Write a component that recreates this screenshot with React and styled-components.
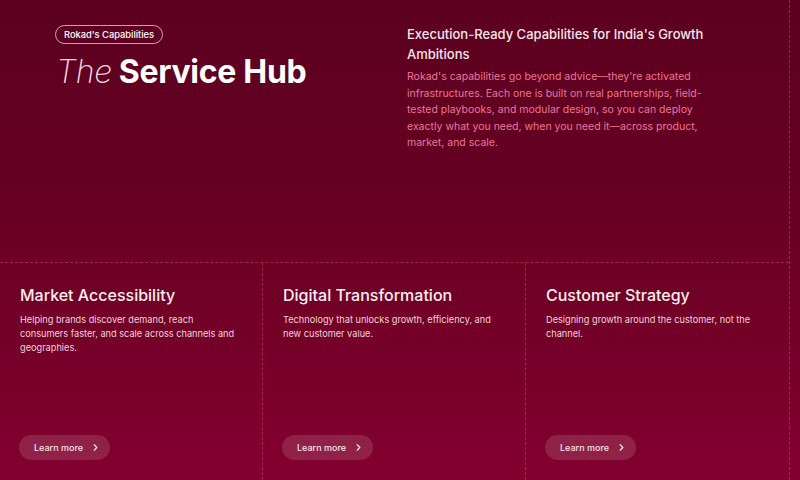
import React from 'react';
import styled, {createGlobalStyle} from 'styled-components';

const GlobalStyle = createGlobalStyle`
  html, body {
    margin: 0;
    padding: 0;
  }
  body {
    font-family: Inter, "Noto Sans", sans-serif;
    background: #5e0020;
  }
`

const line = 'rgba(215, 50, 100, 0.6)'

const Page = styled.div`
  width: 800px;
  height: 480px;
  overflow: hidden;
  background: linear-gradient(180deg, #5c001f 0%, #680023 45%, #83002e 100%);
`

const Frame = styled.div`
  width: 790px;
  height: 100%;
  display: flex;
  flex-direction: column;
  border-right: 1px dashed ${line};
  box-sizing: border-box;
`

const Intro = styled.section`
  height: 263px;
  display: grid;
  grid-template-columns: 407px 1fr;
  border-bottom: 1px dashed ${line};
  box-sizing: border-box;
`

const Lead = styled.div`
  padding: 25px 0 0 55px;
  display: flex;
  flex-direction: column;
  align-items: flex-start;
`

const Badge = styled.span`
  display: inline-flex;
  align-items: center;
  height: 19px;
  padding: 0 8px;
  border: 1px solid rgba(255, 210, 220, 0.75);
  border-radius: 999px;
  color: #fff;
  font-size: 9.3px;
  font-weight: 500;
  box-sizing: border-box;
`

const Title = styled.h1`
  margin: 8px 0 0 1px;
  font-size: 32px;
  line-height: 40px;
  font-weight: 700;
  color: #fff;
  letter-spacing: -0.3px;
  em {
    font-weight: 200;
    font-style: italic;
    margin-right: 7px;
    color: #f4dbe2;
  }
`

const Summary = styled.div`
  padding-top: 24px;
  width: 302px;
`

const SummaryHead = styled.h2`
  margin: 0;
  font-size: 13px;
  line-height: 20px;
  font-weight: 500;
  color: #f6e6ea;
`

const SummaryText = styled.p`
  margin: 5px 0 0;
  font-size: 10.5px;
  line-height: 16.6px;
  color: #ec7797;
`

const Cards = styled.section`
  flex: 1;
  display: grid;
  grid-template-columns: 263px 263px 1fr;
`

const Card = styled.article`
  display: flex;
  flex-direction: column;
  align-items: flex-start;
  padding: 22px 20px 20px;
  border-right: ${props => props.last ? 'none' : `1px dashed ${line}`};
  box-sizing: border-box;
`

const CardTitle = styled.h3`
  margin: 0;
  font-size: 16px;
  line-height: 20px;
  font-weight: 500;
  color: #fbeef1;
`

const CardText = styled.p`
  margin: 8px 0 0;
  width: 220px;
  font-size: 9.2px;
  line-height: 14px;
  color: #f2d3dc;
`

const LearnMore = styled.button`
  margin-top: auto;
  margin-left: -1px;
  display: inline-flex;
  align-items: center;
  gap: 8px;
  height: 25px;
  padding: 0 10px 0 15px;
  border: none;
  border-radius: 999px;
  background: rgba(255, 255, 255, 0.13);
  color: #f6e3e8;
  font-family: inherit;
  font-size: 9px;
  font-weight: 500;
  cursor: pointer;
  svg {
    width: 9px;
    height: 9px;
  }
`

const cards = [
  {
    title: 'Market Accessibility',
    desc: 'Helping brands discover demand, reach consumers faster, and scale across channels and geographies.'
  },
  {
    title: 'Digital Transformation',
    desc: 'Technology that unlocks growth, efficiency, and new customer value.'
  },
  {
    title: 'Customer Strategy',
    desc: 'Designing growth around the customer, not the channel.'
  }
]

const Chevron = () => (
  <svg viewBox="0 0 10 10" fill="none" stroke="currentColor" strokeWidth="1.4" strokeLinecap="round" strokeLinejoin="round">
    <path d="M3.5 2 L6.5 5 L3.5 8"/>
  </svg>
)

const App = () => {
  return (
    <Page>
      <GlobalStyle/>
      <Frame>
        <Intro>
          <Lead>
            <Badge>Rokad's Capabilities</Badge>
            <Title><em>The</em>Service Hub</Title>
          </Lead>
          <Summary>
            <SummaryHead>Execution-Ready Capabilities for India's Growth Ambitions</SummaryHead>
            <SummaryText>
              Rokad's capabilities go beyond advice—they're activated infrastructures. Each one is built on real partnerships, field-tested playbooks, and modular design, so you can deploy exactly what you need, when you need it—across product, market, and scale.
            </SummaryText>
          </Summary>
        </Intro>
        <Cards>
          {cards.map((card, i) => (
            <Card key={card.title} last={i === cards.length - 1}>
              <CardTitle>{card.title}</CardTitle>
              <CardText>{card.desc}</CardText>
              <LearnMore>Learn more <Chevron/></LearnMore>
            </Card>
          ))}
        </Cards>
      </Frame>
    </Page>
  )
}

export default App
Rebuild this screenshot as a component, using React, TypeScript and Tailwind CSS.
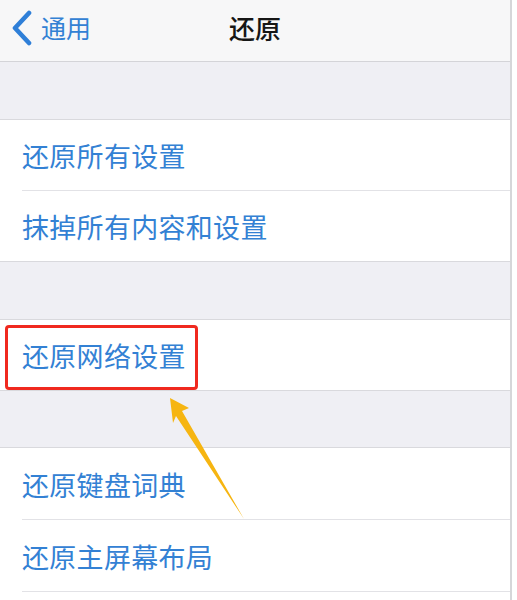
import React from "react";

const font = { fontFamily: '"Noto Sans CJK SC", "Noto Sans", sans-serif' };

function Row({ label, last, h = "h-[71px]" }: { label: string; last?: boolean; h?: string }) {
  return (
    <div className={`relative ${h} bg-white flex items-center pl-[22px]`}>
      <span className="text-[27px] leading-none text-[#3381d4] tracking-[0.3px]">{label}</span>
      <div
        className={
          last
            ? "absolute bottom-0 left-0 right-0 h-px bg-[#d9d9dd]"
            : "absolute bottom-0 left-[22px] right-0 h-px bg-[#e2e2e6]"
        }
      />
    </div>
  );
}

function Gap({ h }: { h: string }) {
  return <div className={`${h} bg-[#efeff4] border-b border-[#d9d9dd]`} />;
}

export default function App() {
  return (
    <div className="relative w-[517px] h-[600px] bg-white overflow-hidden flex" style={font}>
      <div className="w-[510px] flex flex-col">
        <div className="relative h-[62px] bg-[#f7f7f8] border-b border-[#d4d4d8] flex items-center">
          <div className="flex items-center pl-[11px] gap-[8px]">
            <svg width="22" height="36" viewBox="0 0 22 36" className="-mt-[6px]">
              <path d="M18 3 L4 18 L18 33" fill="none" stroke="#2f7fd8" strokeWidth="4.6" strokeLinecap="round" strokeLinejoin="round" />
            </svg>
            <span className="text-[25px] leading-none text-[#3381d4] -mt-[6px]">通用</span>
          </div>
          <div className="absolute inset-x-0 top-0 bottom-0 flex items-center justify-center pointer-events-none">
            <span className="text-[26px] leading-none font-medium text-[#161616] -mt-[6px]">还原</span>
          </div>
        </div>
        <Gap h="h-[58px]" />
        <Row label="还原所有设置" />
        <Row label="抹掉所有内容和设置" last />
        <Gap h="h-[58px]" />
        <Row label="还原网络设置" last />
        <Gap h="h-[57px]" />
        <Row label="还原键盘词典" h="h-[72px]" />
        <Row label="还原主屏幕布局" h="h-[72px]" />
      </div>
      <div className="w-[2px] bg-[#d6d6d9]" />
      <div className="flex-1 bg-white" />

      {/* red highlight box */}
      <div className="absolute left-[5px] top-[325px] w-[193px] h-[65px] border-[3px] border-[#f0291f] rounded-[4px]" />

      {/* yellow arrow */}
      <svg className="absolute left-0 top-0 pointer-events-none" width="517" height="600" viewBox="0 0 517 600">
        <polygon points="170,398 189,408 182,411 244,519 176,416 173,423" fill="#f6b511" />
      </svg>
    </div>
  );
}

> Set task:
Repeat every record above exactly, but leave out any pictures.

> Written answer:
Write a component that recreates this screenshot with React and styled-components.
import React from 'react';
import styled, {createGlobalStyle} from 'styled-components';

const GlobalStyle = createGlobalStyle`
  html, body {
    margin: 0;
    padding: 0;
  }
  body {
    font-family: Inter, "Noto Sans", sans-serif;
    background: #5e0020;
  }
`

const line = 'rgba(215, 50, 100, 0.6)'

const Page = styled.div`
  width: 800px;
  height: 480px;
  overflow: hidden;
  background: linear-gradient(180deg, #5c001f 0%, #680023 45%, #83002e 100%);
`

const Frame = styled.div`
  width: 790px;
  height: 100%;
  display: flex;
  flex-direction: column;
  border-right: 1px dashed ${line};
  box-sizing: border-box;
`

const Intro = styled.section`
  height: 263px;
  display: grid;
  grid-template-columns: 407px 1fr;
  border-bottom: 1px dashed ${line};
  box-sizing: border-box;
`

const Lead = styled.div`
  padding: 25px 0 0 55px;
  display: flex;
  flex-direction: column;
  align-items: flex-start;
`

const Badge = styled.span`
  display: inline-flex;
  align-items: center;
  height: 19px;
  padding: 0 8px;
  border: 1px solid rgba(255, 210, 220, 0.75);
  border-radius: 999px;
  color: #fff;
  font-size: 9.3px;
  font-weight: 500;
  box-sizing: border-box;
`

const Title = styled.h1`
  margin: 8px 0 0 1px;
  font-size: 32px;
  line-height: 40px;
  font-weight: 700;
  color: #fff;
  letter-spacing: -0.3px;
  em {
    font-weight: 200;
    font-style: italic;
    margin-right: 7px;
    color: #f4dbe2;
  }
`

const Summary = styled.div`
  padding-top: 24px;
  width: 302px;
`

const SummaryHead = styled.h2`
  margin: 0;
  font-size: 13px;
  line-height: 20px;
  font-weight: 500;
  color: #f6e6ea;
`

const SummaryText = styled.p`
  margin: 5px 0 0;
  font-size: 10.5px;
  line-height: 16.6px;
  color: #ec7797;
`

const Cards = styled.section`
  flex: 1;
  display: grid;
  grid-template-columns: 263px 263px 1fr;
`

const Card = styled.article`
  display: flex;
  flex-direction: column;
  align-items: flex-start;
  padding: 22px 20px 20px;
  border-right: ${props => props.last ? 'none' : `1px dashed ${line}`};
  box-sizing: border-box;
`

const CardTitle = styled.h3`
  margin: 0;
  font-size: 16px;
  line-height: 20px;
  font-weight: 500;
  color: #fbeef1;
`

const CardText = styled.p`
  margin: 8px 0 0;
  width: 220px;
  font-size: 9.2px;
  line-height: 14px;
  color: #f2d3dc;
`

const LearnMore = styled.button`
  margin-top: auto;
  margin-left: -1px;
  display: inline-flex;
  align-items: center;
  gap: 8px;
  height: 25px;
  padding: 0 10px 0 15px;
  border: none;
  border-radius: 999px;
  background: rgba(255, 255, 255, 0.13);
  color: #f6e3e8;
  font-family: inherit;
  font-size: 9px;
  font-weight: 500;
  cursor: pointer;
  svg {
    width: 9px;
    height: 9px;
  }
`

const cards = [
  {
    title: 'Market Accessibility',
    desc: 'Helping brands discover demand, reach consumers faster, and scale across channels and geographies.'
  },
  {
    title: 'Digital Transformation',
    desc: 'Technology that unlocks growth, efficiency, and new customer value.'
  },
  {
    title: 'Customer Strategy',
    desc: 'Designing growth around the customer, not the channel.'
  }
]

const Chevron = () => (
  <svg viewBox="0 0 10 10" fill="none" stroke="currentColor" strokeWidth="1.4" strokeLinecap="round" strokeLinejoin="round">
    <path d="M3.5 2 L6.5 5 L3.5 8"/>
  </svg>
)

const App = () => {
  return (
    <Page>
      <GlobalStyle/>
      <Frame>
        <Intro>
          <Lead>
            <Badge>Rokad's Capabilities</Badge>
            <Title><em>The</em>Service Hub</Title>
          </Lead>
          <Summary>
            <SummaryHead>Execution-Ready Capabilities for India's Growth Ambitions</SummaryHead>
            <SummaryText>
              Rokad's capabilities go beyond advice—they're activated infrastructures. Each one is built on real partnerships, field-tested playbooks, and modular design, so you can deploy exactly what you need, when you need it—across product, market, and scale.
            </SummaryText>
          </Summary>
        </Intro>
        <Cards>
          {cards.map((card, i) => (
            <Card key={card.title} last={i === cards.length - 1}>
              <CardTitle>{card.title}</CardTitle>
              <CardText>{card.desc}</CardText>
              <LearnMore>Learn more <Chevron/></LearnMore>
            </Card>
          ))}
        </Cards>
      </Frame>
    </Page>
  )
}

export default App
Rebuild this screenshot as a component, using React, TypeScript and Tailwind CSS.
import React from "react";

const font = { fontFamily: '"Noto Sans CJK SC", "Noto Sans", sans-serif' };

function Row({ label, last, h = "h-[71px]" }: { label: string; last?: boolean; h?: string }) {
  return (
    <div className={`relative ${h} bg-white flex items-center pl-[22px]`}>
      <span className="text-[27px] leading-none text-[#3381d4] tracking-[0.3px]">{label}</span>
      <div
        className={
          last
            ? "absolute bottom-0 left-0 right-0 h-px bg-[#d9d9dd]"
            : "absolute bottom-0 left-[22px] right-0 h-px bg-[#e2e2e6]"
        }
      />
    </div>
  );
}

function Gap({ h }: { h: string }) {
  return <div className={`${h} bg-[#efeff4] border-b border-[#d9d9dd]`} />;
}

export default function App() {
  return (
    <div className="relative w-[517px] h-[600px] bg-white overflow-hidden flex" style={font}>
      <div className="w-[510px] flex flex-col">
        <div className="relative h-[62px] bg-[#f7f7f8] border-b border-[#d4d4d8] flex items-center">
          <div className="flex items-center pl-[11px] gap-[8px]">
            <svg width="22" height="36" viewBox="0 0 22 36" className="-mt-[6px]">
              <path d="M18 3 L4 18 L18 33" fill="none" stroke="#2f7fd8" strokeWidth="4.6" strokeLinecap="round" strokeLinejoin="round" />
            </svg>
            <span className="text-[25px] leading-none text-[#3381d4] -mt-[6px]">通用</span>
          </div>
          <div className="absolute inset-x-0 top-0 bottom-0 flex items-center justify-center pointer-events-none">
            <span className="text-[26px] leading-none font-medium text-[#161616] -mt-[6px]">还原</span>
          </div>
        </div>
        <Gap h="h-[58px]" />
        <Row label="还原所有设置" />
        <Row label="抹掉所有内容和设置" last />
        <Gap h="h-[58px]" />
        <Row label="还原网络设置" last />
        <Gap h="h-[57px]" />
        <Row label="还原键盘词典" h="h-[72px]" />
        <Row label="还原主屏幕布局" h="h-[72px]" />
      </div>
      <div className="w-[2px] bg-[#d6d6d9]" />
      <div className="flex-1 bg-white" />

      {/* red highlight box */}
      <div className="absolute left-[5px] top-[325px] w-[193px] h-[65px] border-[3px] border-[#f0291f] rounded-[4px]" />

      {/* yellow arrow */}
      <svg className="absolute left-0 top-0 pointer-events-none" width="517" height="600" viewBox="0 0 517 600">
        <polygon points="170,398 189,408 182,411 244,519 176,416 173,423" fill="#f6b511" />
      </svg>
    </div>
  );
}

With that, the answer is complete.